What do the lines from the top of the data through the line with "h-[847px] w-[1920px] overflow-hidden" say? Quote them exactly and include both ends.

-------- GIVEN MATERIAL

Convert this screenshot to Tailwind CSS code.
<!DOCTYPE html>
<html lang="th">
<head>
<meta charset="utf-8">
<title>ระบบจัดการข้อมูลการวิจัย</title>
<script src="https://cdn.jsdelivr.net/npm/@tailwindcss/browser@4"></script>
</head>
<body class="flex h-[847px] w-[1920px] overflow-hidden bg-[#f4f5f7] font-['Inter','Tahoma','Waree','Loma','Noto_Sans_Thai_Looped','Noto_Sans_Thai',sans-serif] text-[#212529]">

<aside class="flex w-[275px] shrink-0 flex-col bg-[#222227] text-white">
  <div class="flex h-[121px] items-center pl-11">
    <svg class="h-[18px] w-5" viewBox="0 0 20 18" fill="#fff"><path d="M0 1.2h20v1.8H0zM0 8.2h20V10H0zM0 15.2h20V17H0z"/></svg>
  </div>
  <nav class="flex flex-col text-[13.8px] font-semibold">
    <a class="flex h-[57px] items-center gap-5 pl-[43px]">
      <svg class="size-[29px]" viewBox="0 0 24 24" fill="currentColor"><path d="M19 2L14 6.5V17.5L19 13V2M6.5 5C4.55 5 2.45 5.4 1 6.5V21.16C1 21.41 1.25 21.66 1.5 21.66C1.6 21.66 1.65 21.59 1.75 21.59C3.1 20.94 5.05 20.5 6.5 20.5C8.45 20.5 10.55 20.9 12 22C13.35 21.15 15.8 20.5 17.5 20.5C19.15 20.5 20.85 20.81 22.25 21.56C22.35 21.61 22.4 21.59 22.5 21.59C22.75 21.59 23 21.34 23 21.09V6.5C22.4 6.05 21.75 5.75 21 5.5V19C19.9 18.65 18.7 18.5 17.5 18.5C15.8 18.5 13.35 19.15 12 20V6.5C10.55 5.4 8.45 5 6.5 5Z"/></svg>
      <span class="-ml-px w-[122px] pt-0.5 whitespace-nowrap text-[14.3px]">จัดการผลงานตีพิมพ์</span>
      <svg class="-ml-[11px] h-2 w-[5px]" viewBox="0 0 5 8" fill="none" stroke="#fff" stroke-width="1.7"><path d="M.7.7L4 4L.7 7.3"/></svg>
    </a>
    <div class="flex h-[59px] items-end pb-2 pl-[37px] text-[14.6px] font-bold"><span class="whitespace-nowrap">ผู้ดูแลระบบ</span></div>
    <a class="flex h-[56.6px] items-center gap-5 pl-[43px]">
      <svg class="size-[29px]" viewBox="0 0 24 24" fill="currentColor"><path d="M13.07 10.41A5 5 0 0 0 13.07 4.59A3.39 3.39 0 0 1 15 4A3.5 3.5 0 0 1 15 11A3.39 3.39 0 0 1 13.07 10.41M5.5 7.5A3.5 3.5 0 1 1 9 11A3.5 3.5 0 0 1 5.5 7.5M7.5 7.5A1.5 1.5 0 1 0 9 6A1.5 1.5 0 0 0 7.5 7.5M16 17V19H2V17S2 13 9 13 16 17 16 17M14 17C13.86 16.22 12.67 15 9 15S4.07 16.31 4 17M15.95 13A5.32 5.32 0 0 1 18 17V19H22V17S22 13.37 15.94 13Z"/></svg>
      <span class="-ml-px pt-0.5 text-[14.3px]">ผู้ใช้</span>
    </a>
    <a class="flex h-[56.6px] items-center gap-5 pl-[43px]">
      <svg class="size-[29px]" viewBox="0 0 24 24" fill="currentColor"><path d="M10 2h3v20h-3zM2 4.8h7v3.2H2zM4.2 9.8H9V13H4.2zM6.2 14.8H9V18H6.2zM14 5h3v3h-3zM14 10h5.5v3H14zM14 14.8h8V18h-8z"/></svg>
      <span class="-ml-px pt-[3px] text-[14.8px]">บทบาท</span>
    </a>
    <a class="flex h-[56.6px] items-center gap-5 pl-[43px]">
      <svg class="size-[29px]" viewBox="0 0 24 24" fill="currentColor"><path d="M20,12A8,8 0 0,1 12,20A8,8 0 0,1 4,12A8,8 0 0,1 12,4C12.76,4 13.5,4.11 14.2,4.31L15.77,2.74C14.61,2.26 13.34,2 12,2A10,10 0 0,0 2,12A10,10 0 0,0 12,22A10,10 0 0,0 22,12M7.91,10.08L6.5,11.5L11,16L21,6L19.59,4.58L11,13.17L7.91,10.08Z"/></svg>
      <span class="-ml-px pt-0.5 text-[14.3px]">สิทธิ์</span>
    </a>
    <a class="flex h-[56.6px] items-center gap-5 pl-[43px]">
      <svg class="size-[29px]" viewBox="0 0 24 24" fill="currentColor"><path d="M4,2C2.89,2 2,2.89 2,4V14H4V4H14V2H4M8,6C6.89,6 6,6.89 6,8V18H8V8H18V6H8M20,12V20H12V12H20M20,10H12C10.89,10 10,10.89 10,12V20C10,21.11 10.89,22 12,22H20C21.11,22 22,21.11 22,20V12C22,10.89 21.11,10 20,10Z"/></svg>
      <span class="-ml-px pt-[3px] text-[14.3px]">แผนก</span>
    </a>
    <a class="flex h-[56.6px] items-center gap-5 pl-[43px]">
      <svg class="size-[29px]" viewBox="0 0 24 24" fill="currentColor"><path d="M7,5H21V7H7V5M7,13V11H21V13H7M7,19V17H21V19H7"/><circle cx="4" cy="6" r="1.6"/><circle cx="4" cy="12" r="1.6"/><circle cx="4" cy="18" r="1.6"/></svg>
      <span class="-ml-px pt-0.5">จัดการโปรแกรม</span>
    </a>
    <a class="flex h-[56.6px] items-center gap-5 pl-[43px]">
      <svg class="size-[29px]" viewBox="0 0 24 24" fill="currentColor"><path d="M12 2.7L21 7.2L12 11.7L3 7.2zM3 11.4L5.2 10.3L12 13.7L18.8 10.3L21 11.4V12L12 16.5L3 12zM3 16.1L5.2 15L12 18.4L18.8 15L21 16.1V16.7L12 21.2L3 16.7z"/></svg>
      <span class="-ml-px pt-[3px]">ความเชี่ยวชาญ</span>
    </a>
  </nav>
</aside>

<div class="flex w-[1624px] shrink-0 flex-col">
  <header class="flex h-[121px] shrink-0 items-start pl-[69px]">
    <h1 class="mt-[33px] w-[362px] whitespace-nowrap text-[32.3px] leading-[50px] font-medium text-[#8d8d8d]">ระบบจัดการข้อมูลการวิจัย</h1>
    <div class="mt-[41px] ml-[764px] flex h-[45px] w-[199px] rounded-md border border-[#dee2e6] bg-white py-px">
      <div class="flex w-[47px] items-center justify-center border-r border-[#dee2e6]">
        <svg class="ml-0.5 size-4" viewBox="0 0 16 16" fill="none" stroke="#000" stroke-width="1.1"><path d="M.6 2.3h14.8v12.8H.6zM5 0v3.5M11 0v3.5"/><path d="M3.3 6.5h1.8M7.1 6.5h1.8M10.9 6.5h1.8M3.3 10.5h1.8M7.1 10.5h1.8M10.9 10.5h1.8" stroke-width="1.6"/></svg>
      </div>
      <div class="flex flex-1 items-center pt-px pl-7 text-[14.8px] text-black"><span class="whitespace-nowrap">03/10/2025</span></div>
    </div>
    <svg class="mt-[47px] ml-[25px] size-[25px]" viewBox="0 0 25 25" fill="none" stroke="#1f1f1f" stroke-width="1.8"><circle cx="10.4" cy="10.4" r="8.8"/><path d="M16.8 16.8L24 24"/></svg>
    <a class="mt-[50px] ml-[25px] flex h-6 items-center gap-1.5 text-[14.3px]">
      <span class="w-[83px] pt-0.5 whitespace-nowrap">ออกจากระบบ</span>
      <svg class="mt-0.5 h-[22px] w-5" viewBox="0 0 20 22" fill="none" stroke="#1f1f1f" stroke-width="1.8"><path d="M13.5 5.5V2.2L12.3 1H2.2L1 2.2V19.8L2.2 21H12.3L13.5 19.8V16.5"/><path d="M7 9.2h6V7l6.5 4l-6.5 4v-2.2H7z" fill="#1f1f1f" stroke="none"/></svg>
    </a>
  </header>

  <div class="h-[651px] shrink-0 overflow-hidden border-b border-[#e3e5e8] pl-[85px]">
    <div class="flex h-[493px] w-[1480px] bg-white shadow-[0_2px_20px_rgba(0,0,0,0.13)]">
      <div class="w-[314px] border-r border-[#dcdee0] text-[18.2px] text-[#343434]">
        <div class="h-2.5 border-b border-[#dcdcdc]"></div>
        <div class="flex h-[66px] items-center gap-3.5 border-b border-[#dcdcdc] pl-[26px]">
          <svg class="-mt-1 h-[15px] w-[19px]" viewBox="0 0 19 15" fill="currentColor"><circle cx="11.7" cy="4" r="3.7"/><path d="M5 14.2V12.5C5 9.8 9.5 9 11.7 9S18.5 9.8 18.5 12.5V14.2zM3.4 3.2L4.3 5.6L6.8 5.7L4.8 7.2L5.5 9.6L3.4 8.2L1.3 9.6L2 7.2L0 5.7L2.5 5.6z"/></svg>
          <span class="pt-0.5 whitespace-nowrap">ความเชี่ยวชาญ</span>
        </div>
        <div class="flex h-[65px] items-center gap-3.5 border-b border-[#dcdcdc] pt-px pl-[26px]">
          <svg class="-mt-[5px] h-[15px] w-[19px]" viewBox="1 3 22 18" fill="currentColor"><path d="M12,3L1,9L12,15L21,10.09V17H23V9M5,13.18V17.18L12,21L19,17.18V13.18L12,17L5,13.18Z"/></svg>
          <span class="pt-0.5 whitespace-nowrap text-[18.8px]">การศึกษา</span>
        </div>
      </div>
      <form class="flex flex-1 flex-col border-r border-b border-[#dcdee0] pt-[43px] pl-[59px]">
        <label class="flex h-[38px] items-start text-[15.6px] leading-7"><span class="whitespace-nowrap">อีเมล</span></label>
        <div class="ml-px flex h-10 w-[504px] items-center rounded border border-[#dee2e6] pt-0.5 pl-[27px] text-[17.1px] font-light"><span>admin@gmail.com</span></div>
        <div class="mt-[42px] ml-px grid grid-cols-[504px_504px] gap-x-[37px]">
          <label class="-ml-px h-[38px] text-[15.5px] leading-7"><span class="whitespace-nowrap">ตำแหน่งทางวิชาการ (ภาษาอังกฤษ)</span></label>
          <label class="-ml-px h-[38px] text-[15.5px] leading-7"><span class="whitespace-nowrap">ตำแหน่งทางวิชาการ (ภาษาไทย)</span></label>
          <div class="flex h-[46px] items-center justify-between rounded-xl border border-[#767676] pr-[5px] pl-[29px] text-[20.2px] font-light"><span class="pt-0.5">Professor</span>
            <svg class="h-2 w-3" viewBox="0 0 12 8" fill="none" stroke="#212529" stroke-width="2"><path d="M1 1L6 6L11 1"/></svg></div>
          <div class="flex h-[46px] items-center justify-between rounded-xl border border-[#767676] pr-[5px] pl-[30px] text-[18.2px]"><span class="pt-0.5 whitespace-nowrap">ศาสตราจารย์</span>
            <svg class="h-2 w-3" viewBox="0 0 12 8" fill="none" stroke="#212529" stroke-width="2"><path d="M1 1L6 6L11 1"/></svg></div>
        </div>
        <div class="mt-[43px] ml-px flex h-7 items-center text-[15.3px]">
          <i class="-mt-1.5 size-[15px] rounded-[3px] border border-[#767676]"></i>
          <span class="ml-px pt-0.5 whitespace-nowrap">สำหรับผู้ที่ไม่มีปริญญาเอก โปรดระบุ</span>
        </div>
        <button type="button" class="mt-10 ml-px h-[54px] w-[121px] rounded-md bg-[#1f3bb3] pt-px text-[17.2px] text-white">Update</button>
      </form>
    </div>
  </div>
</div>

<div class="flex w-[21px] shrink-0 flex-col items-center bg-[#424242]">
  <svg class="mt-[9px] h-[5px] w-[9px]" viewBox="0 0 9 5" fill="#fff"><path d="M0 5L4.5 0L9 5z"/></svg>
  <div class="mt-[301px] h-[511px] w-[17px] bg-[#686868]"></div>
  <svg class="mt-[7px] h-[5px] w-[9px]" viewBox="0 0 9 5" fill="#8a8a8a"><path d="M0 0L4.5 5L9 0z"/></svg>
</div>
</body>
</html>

----------------

◆ RESPONSE TO THE EXERCISE
Convert this screenshot to Tailwind CSS code.
<!DOCTYPE html>
<html lang="th">
<head>
<meta charset="utf-8">
<title>ระบบจัดการข้อมูลการวิจัย</title>
<script src="https://cdn.jsdelivr.net/npm/@tailwindcss/browser@4"></script>
</head>
<body class="flex h-[847px] w-[1920px] overflow-hidden bg-[#f4f5f7] font-['Inter','Tahoma','Waree','Loma','Noto_Sans_Thai_Looped','Noto_Sans_Thai',sans-serif] text-[#212529]">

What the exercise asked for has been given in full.